While emergent social formations like Occupy Wall Street (and Clamshell) can alter the movement landscape in lasting ways, the actual mobilization itself tends to have a limited lifespan. It could be short, it could be longer (as it was for Clamshell), but the ecstatic intensity of direct action and protest is hard to sustain long-term. Whatever its life-cycle, we can do much to help ensure that this concentrated energy gives life to new kinds of organizing, even as it shakes up and rejuvenates existing ones. Together, old and new social movement formations could develop movement ‘hubs,’ where some strategic mapping and planning, coordination around roles and division of labor can happen. Again, it is too soon to tell whether this it a likely trajectory for the current efforts.

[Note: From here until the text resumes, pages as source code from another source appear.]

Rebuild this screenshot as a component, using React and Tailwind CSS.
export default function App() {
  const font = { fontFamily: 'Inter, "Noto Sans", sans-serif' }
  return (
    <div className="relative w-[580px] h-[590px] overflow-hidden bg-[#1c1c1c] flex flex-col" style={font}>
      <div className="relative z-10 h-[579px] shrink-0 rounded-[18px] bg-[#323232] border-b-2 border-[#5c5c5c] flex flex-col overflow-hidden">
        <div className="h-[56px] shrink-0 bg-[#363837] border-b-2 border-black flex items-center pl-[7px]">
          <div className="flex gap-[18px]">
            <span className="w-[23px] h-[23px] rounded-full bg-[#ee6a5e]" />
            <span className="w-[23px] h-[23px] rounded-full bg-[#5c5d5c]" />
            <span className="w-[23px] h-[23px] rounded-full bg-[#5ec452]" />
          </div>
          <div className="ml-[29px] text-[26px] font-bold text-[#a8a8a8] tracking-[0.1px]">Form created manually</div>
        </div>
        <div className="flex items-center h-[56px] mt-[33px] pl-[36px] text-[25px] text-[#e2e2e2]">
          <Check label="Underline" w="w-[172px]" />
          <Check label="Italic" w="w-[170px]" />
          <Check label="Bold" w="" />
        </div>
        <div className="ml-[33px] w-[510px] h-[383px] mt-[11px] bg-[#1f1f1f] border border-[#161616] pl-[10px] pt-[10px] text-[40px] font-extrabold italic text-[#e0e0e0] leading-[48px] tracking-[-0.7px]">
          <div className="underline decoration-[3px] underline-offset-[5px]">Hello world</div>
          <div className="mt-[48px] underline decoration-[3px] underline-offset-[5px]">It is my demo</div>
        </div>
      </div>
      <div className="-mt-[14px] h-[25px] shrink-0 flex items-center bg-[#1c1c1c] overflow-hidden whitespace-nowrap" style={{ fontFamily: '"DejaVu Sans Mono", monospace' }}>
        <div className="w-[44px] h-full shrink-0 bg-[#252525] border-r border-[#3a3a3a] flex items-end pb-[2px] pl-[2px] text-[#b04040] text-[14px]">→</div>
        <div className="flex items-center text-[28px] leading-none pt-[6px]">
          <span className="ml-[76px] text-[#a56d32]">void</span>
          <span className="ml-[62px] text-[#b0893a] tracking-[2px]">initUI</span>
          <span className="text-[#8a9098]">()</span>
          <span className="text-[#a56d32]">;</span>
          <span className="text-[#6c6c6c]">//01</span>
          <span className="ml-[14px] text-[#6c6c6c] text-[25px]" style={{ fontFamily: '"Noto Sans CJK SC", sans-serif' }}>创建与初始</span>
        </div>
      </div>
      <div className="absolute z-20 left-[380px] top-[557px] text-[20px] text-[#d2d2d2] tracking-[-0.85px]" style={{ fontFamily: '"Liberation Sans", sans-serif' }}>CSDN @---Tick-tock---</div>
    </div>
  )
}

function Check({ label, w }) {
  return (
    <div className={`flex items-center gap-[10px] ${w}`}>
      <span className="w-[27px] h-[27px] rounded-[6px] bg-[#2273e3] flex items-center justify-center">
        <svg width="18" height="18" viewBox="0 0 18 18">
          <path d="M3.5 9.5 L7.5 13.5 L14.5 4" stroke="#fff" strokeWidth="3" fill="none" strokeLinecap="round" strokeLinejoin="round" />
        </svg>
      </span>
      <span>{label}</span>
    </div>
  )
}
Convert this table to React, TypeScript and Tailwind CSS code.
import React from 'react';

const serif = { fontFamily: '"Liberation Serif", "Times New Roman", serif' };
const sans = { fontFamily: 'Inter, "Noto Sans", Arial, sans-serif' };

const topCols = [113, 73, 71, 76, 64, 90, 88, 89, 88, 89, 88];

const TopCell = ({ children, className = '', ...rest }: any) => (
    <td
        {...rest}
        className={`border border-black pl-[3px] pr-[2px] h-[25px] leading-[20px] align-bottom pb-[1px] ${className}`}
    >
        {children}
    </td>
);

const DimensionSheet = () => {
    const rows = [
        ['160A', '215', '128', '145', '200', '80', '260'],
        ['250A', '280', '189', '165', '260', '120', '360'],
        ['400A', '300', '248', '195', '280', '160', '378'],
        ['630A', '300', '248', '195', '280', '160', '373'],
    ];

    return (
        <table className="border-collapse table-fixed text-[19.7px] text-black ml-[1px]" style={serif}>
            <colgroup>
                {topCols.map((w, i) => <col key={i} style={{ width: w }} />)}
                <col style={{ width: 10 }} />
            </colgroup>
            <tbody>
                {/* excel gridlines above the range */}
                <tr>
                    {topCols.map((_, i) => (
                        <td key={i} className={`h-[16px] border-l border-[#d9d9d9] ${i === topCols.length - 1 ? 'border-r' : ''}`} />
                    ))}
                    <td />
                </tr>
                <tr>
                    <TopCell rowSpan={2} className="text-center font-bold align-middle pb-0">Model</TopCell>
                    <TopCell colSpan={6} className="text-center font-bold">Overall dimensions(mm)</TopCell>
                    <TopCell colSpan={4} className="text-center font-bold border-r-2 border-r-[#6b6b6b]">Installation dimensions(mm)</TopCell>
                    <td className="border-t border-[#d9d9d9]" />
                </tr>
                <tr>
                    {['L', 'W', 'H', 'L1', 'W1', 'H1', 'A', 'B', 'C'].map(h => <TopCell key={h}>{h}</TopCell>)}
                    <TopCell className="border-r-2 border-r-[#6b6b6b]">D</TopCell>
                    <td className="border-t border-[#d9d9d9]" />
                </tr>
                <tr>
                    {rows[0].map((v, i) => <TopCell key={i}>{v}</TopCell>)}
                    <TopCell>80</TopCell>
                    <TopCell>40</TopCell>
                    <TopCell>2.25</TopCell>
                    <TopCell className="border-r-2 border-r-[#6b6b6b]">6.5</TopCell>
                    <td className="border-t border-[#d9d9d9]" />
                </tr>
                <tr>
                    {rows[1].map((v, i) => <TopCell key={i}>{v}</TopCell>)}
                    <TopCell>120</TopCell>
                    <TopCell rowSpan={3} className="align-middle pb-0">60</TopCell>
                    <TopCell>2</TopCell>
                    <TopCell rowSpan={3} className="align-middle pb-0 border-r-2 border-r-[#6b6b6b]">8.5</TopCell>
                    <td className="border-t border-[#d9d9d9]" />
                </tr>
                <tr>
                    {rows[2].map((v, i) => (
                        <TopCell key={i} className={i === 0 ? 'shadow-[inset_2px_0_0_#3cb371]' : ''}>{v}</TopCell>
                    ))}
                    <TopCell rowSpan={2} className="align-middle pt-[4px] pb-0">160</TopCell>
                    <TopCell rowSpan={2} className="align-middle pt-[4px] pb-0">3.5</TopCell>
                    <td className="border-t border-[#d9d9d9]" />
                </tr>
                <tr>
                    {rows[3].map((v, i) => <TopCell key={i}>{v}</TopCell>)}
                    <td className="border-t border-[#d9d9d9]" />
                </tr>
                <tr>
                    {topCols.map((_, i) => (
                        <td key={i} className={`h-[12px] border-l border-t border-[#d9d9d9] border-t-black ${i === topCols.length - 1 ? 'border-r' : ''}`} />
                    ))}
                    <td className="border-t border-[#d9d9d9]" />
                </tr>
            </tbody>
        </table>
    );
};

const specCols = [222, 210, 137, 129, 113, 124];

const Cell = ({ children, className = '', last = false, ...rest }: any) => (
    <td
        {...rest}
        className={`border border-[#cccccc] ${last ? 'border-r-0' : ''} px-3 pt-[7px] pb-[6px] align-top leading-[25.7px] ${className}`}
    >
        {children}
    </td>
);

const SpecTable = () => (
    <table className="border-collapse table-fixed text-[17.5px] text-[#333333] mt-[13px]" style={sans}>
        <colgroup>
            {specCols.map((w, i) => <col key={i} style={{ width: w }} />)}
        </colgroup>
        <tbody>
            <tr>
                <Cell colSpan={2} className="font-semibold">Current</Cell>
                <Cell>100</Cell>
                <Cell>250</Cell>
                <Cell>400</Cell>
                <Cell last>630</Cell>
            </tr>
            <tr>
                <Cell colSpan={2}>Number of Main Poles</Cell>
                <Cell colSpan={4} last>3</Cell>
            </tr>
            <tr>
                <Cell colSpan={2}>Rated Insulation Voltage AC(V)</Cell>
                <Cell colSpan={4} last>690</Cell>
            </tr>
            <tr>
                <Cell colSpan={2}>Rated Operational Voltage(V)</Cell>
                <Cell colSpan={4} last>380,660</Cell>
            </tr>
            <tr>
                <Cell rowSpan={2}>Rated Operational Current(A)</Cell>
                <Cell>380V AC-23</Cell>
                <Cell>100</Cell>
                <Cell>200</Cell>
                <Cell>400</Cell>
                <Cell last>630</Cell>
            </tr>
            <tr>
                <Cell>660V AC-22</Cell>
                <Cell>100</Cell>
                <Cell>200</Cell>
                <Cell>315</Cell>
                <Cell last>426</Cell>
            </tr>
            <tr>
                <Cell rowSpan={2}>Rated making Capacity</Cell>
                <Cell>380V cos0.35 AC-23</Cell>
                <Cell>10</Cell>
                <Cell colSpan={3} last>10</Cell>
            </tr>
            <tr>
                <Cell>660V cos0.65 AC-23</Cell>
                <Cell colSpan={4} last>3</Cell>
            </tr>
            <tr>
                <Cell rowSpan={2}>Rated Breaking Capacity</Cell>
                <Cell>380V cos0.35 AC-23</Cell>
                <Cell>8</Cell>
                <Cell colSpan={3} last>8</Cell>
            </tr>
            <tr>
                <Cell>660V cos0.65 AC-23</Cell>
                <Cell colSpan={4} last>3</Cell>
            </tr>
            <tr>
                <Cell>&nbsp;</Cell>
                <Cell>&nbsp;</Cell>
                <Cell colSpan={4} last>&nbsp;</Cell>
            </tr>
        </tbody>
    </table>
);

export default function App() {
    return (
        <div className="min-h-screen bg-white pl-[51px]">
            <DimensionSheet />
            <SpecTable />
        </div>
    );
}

To turn this moment into an opportunity for building a stronger movement infrastructure, groups will need to sort out a division of labor; groups that can play different roles, in coordinated fashion. An infrastructure that can engage in strategic practice. We are a long way from having such an infrastructure. My fervent hope is that people involved in each kind of social movement formation can see the advantages of working with others, appreciating their respective roles --- toward a strategy for long-term movement building.

And, along the way, let us finally put an end to our
nation’s political and economic subservience to Wall Street. Amen.




What better than recognizing the power of the moment, being grounded in the history, and looking forward to the possibilities of the future!  Thanks for this call for intentionality in collaboration, infrastructure building and strategic planning as we move forward.  This is the kind of sustenance we need for movement building - and the humor at the end makes the flavor just right.  Amen, indeed.